━━━ Given information ━━━

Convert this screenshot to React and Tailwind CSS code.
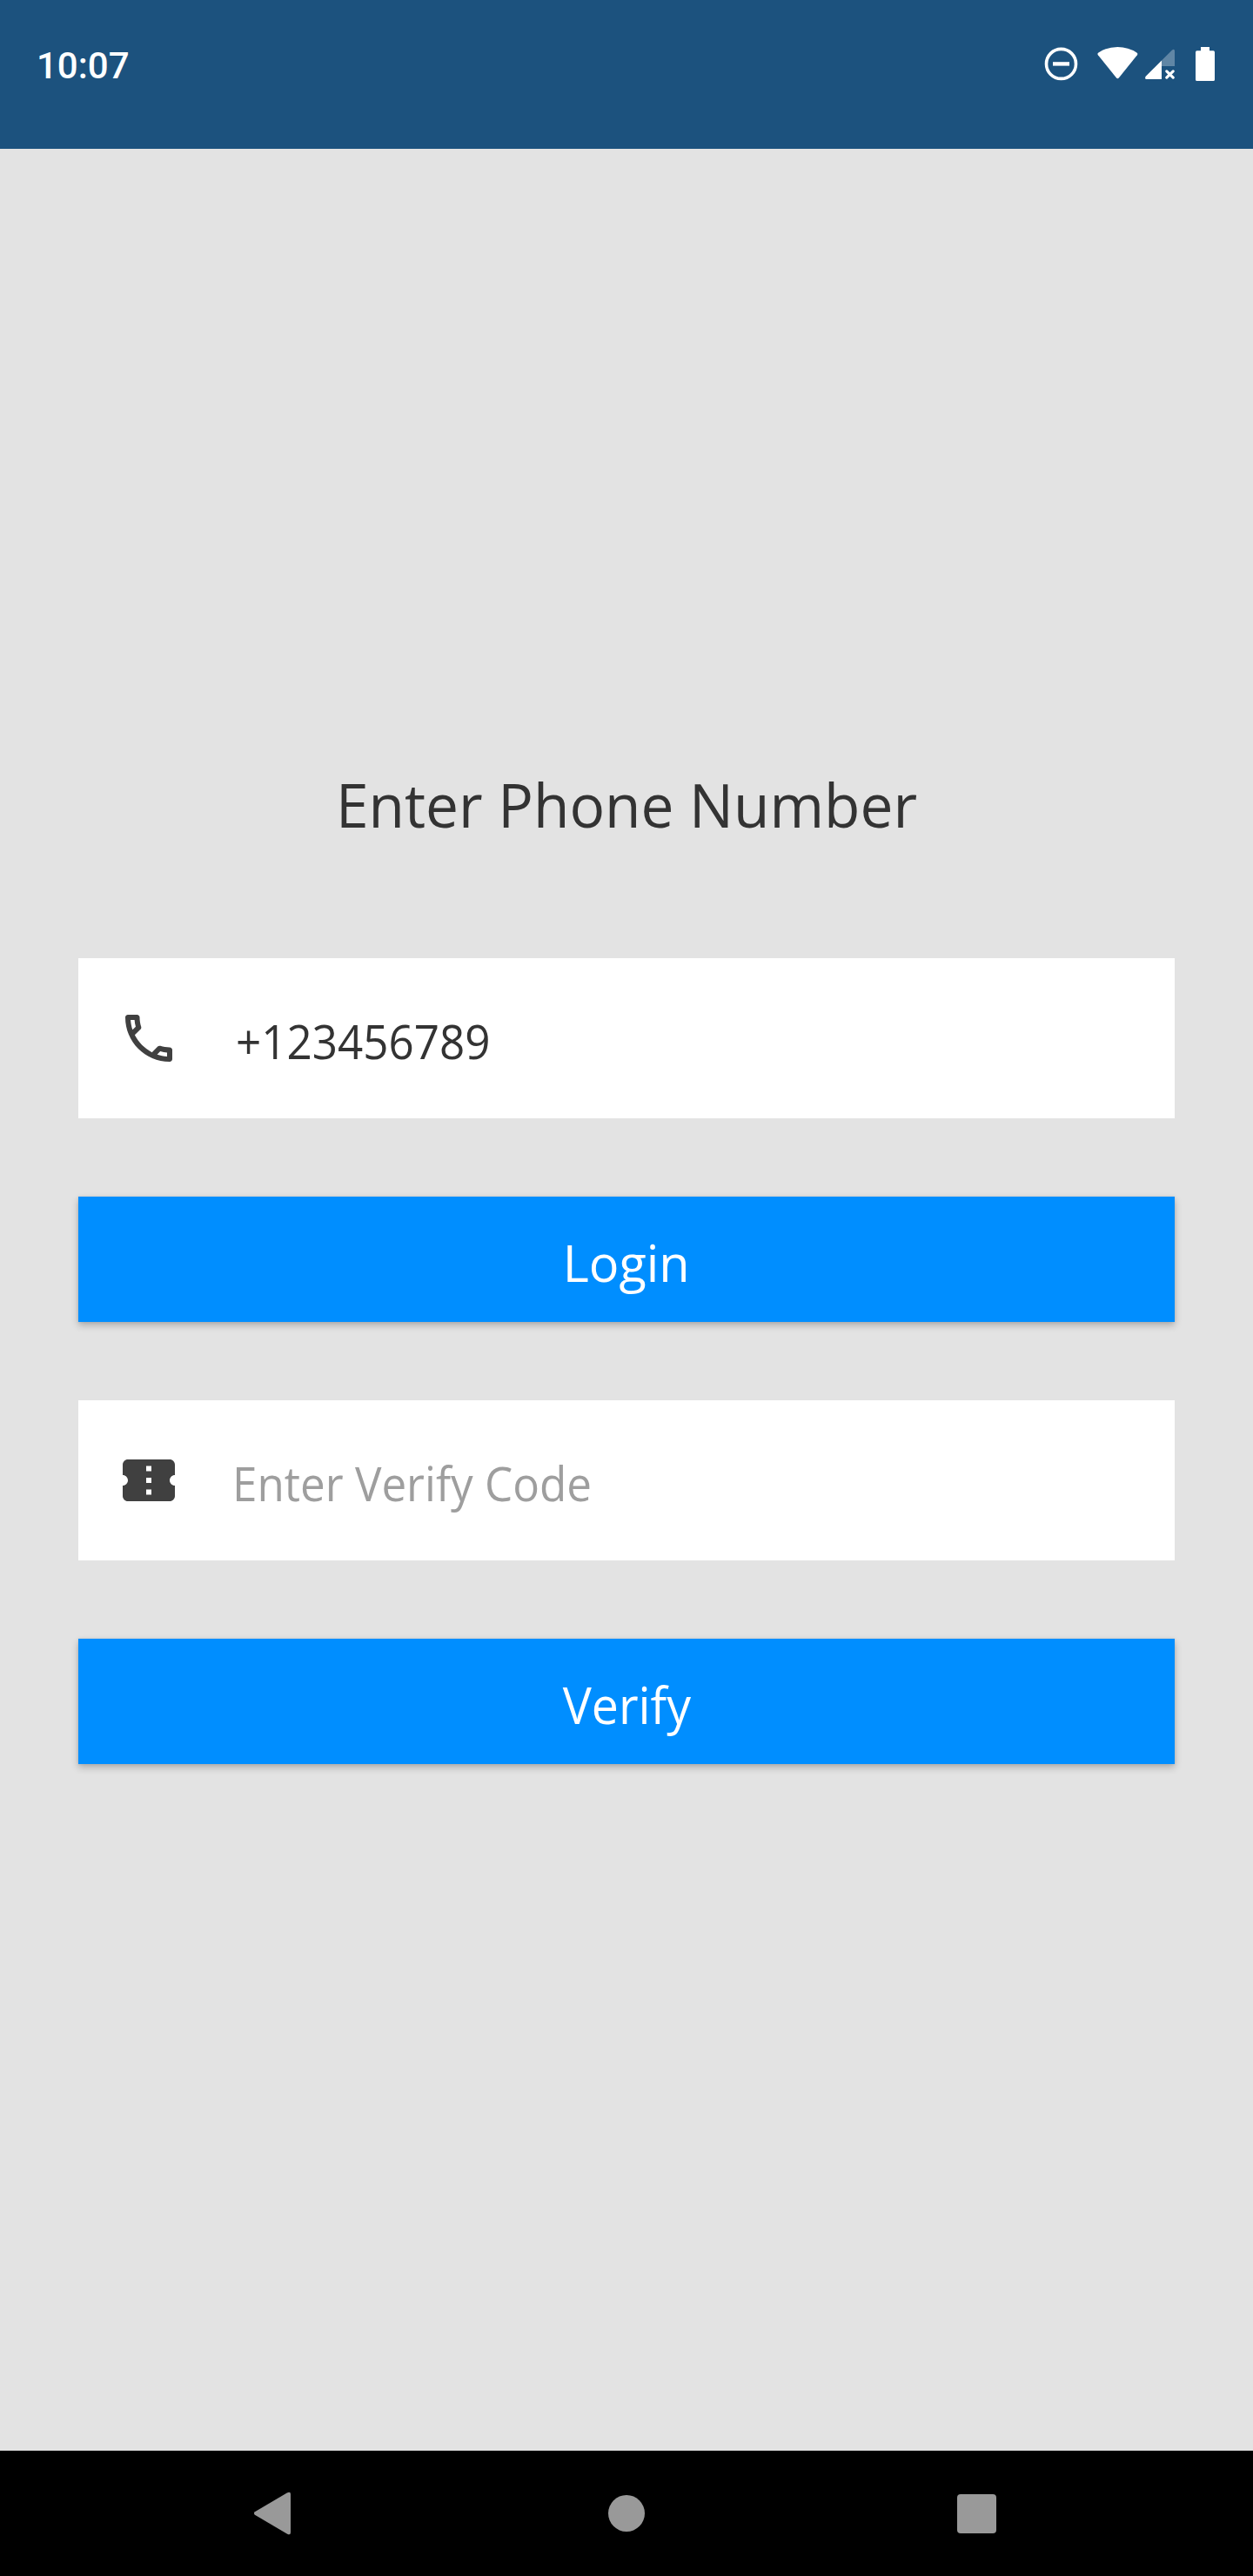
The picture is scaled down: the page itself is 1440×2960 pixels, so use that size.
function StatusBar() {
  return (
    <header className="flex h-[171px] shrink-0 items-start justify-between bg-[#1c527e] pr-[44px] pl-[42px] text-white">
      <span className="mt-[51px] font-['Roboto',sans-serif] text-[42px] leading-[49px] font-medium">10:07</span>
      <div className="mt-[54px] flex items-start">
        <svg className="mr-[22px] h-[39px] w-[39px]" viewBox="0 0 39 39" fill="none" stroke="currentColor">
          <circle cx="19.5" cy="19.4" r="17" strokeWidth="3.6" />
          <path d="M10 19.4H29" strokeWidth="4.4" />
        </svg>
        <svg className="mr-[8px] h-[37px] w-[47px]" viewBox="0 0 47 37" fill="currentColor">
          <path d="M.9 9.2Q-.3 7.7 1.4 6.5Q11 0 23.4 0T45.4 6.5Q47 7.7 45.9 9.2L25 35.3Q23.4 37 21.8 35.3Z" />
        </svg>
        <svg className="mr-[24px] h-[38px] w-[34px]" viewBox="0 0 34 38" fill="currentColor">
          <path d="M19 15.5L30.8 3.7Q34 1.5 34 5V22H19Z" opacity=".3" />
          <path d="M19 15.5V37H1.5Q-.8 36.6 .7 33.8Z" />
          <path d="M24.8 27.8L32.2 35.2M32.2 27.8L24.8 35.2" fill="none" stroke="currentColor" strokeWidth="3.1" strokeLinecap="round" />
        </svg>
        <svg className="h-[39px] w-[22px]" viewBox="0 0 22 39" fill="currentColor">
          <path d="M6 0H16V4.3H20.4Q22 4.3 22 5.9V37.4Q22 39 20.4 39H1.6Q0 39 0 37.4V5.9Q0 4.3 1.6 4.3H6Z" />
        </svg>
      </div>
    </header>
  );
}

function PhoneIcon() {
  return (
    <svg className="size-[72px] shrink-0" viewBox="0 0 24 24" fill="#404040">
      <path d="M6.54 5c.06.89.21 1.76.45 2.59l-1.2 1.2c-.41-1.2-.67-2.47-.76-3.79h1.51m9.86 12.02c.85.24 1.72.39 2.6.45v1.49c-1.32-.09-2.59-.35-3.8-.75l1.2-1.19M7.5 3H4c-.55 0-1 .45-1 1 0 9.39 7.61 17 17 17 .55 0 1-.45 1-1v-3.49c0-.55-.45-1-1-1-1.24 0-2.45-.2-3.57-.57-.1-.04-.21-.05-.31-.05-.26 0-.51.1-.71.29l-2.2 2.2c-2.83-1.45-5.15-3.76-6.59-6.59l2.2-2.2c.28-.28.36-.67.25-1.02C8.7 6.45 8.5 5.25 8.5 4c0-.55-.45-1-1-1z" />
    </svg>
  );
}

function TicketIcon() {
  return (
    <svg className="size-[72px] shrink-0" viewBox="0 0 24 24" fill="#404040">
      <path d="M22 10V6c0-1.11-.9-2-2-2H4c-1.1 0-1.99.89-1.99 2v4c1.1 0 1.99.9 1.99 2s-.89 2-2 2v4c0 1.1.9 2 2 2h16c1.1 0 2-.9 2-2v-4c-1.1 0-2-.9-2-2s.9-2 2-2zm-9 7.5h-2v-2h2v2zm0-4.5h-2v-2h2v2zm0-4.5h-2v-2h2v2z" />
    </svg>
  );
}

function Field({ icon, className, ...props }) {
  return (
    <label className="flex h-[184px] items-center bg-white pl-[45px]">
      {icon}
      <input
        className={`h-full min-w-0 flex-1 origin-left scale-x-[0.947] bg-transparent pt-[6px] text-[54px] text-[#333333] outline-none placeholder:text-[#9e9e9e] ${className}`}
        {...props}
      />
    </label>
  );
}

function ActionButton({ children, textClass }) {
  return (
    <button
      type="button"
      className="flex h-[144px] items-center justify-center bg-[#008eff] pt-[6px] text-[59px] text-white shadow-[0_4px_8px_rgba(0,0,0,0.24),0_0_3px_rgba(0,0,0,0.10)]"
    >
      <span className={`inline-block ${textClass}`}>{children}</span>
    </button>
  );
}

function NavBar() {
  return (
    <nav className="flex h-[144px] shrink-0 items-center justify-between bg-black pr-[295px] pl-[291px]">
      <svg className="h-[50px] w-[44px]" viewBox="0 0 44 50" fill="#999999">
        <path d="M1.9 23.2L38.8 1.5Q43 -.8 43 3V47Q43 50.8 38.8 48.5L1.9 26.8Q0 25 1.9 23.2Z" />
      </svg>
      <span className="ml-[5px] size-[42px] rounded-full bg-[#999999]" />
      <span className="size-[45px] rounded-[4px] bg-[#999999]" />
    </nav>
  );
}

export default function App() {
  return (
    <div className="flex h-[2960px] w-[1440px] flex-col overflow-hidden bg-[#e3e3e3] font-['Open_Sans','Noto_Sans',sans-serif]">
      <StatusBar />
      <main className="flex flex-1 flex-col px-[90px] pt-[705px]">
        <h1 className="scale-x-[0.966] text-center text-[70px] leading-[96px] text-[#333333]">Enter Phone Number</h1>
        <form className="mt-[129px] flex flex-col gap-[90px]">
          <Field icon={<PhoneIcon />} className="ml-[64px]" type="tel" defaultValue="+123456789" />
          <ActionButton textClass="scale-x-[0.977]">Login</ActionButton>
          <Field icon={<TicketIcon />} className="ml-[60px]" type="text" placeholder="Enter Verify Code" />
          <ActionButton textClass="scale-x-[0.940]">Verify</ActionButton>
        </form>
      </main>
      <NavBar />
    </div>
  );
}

━━━

__Problem requirements__: Repeat the full listing above exactly, with no pictures in the copy.

__Exercise solution__:
Convert this screenshot to React and Tailwind CSS code.
The picture is scaled down: the page itself is 1440×2960 pixels, so use that size.
function StatusBar() {
  return (
    <header className="flex h-[171px] shrink-0 items-start justify-between bg-[#1c527e] pr-[44px] pl-[42px] text-white">
      <span className="mt-[51px] font-['Roboto',sans-serif] text-[42px] leading-[49px] font-medium">10:07</span>
      <div className="mt-[54px] flex items-start">
        <svg className="mr-[22px] h-[39px] w-[39px]" viewBox="0 0 39 39" fill="none" stroke="currentColor">
          <circle cx="19.5" cy="19.4" r="17" strokeWidth="3.6" />
          <path d="M10 19.4H29" strokeWidth="4.4" />
        </svg>
        <svg className="mr-[8px] h-[37px] w-[47px]" viewBox="0 0 47 37" fill="currentColor">
          <path d="M.9 9.2Q-.3 7.7 1.4 6.5Q11 0 23.4 0T45.4 6.5Q47 7.7 45.9 9.2L25 35.3Q23.4 37 21.8 35.3Z" />
        </svg>
        <svg className="mr-[24px] h-[38px] w-[34px]" viewBox="0 0 34 38" fill="currentColor">
          <path d="M19 15.5L30.8 3.7Q34 1.5 34 5V22H19Z" opacity=".3" />
          <path d="M19 15.5V37H1.5Q-.8 36.6 .7 33.8Z" />
          <path d="M24.8 27.8L32.2 35.2M32.2 27.8L24.8 35.2" fill="none" stroke="currentColor" strokeWidth="3.1" strokeLinecap="round" />
        </svg>
        <svg className="h-[39px] w-[22px]" viewBox="0 0 22 39" fill="currentColor">
          <path d="M6 0H16V4.3H20.4Q22 4.3 22 5.9V37.4Q22 39 20.4 39H1.6Q0 39 0 37.4V5.9Q0 4.3 1.6 4.3H6Z" />
        </svg>
      </div>
    </header>
  );
}

function PhoneIcon() {
  return (
    <svg className="size-[72px] shrink-0" viewBox="0 0 24 24" fill="#404040">
      <path d="M6.54 5c.06.89.21 1.76.45 2.59l-1.2 1.2c-.41-1.2-.67-2.47-.76-3.79h1.51m9.86 12.02c.85.24 1.72.39 2.6.45v1.49c-1.32-.09-2.59-.35-3.8-.75l1.2-1.19M7.5 3H4c-.55 0-1 .45-1 1 0 9.39 7.61 17 17 17 .55 0 1-.45 1-1v-3.49c0-.55-.45-1-1-1-1.24 0-2.45-.2-3.57-.57-.1-.04-.21-.05-.31-.05-.26 0-.51.1-.71.29l-2.2 2.2c-2.83-1.45-5.15-3.76-6.59-6.59l2.2-2.2c.28-.28.36-.67.25-1.02C8.7 6.45 8.5 5.25 8.5 4c0-.55-.45-1-1-1z" />
    </svg>
  );
}

function TicketIcon() {
  return (
    <svg className="size-[72px] shrink-0" viewBox="0 0 24 24" fill="#404040">
      <path d="M22 10V6c0-1.11-.9-2-2-2H4c-1.1 0-1.99.89-1.99 2v4c1.1 0 1.99.9 1.99 2s-.89 2-2 2v4c0 1.1.9 2 2 2h16c1.1 0 2-.9 2-2v-4c-1.1 0-2-.9-2-2s.9-2 2-2zm-9 7.5h-2v-2h2v2zm0-4.5h-2v-2h2v2zm0-4.5h-2v-2h2v2z" />
    </svg>
  );
}

function Field({ icon, className, ...props }) {
  return (
    <label className="flex h-[184px] items-center bg-white pl-[45px]">
      {icon}
      <input
        className={`h-full min-w-0 flex-1 origin-left scale-x-[0.947] bg-transparent pt-[6px] text-[54px] text-[#333333] outline-none placeholder:text-[#9e9e9e] ${className}`}
        {...props}
      />
    </label>
  );
}

function ActionButton({ children, textClass }) {
  return (
    <button
      type="button"
      className="flex h-[144px] items-center justify-center bg-[#008eff] pt-[6px] text-[59px] text-white shadow-[0_4px_8px_rgba(0,0,0,0.24),0_0_3px_rgba(0,0,0,0.10)]"
    >
      <span className={`inline-block ${textClass}`}>{children}</span>
    </button>
  );
}

function NavBar() {
  return (
    <nav className="flex h-[144px] shrink-0 items-center justify-between bg-black pr-[295px] pl-[291px]">
      <svg className="h-[50px] w-[44px]" viewBox="0 0 44 50" fill="#999999">
        <path d="M1.9 23.2L38.8 1.5Q43 -.8 43 3V47Q43 50.8 38.8 48.5L1.9 26.8Q0 25 1.9 23.2Z" />
      </svg>
      <span className="ml-[5px] size-[42px] rounded-full bg-[#999999]" />
      <span className="size-[45px] rounded-[4px] bg-[#999999]" />
    </nav>
  );
}

export default function App() {
  return (
    <div className="flex h-[2960px] w-[1440px] flex-col overflow-hidden bg-[#e3e3e3] font-['Open_Sans','Noto_Sans',sans-serif]">
      <StatusBar />
      <main className="flex flex-1 flex-col px-[90px] pt-[705px]">
        <h1 className="scale-x-[0.966] text-center text-[70px] leading-[96px] text-[#333333]">Enter Phone Number</h1>
        <form className="mt-[129px] flex flex-col gap-[90px]">
          <Field icon={<PhoneIcon />} className="ml-[64px]" type="tel" defaultValue="+123456789" />
          <ActionButton textClass="scale-x-[0.977]">Login</ActionButton>
          <Field icon={<TicketIcon />} className="ml-[60px]" type="text" placeholder="Enter Verify Code" />
          <ActionButton textClass="scale-x-[0.940]">Verify</ActionButton>
        </form>
      </main>
      <NavBar />
    </div>
  );
}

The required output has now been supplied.